1

I saved a disk frame to its output directory and then restarted my R session.

I'd like to read the existing disk frame instead of recreating it elsewhere.

How might I be able to accomplish this? My folder is called outdir.df

This is how I saved the disk frame

  mydf <- csv_to_disk.frame("myfile.csv",
                    in_chunk_size = 1e8,
                    shardby = "col",
                    outdir = "diskframe/outdir.df"
  )

Cauder
  • 2,157
  • 4
  • 30
  • 69
  • 2
    How did you save this disk frame? With `save.image`? `saveRDS`? Something else? Where on disk was your disk frame data stored? If its in an R temporary directory then its gone once you quit R. – Spacedman Sep 11 '20 at 15:50
  • 1
    I added details. Disk frame stores the chunks locally into a file on my machine. In this case , the output directory is called outdir.df – Cauder Sep 11 '20 at 15:54
  • 1
    What about `mydf <- disk.frame("diskframe/outdir.df")`? (Or `"thisisadiskframe.df"` or whatever your path is, you mention two here.) – r2evans Sep 11 '20 at 16:18
  • It should be located in mydf? – Oliver Sep 11 '20 at 17:21
  • 2
    @r2evans, that worked perfectly.
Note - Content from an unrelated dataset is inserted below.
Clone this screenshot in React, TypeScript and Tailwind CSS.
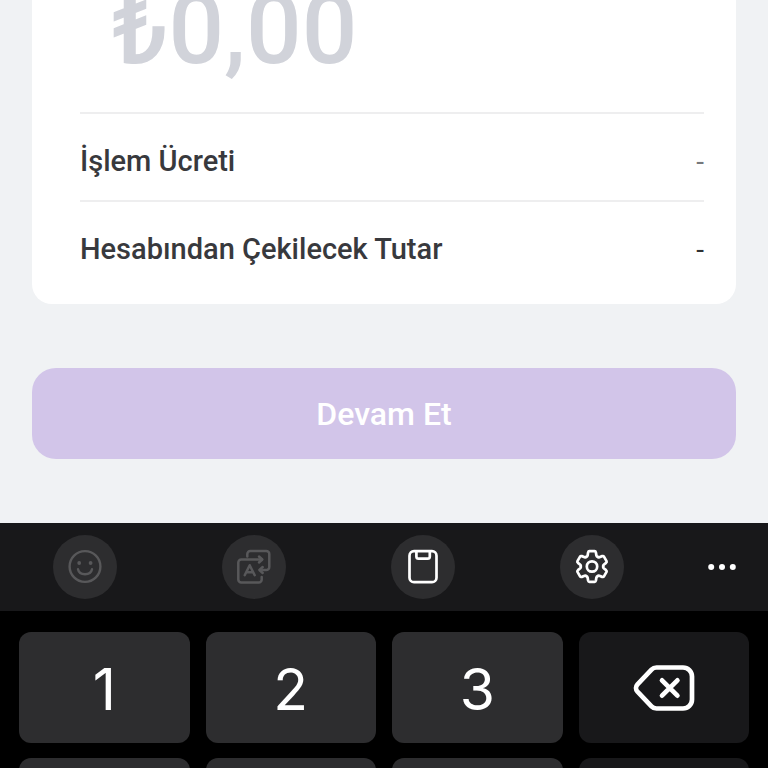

It looks like the variable isn't actually loading any data, it's just making a reference to a location for the disk frame chunks. No load time. – Cauder Sep 11 '20 at 17:32
  • 2
    Can you add that as an answer so I can mark it correct? – Cauder Sep 11 '20 at 17:32

1 Answers1

2

I think disk.frame's preferred method is to open a reference to the disk location, using

library(disk.frame)
mydf <- disk.frame("diskframe/outdir.df")

Since it's just a reference and not actually loading all of the data (since the stated intention of disk.frame is to not load all data into memory), this should be nearly instantaneous.

r2evans
  • 141,215
  • 6
  • 77
  • 149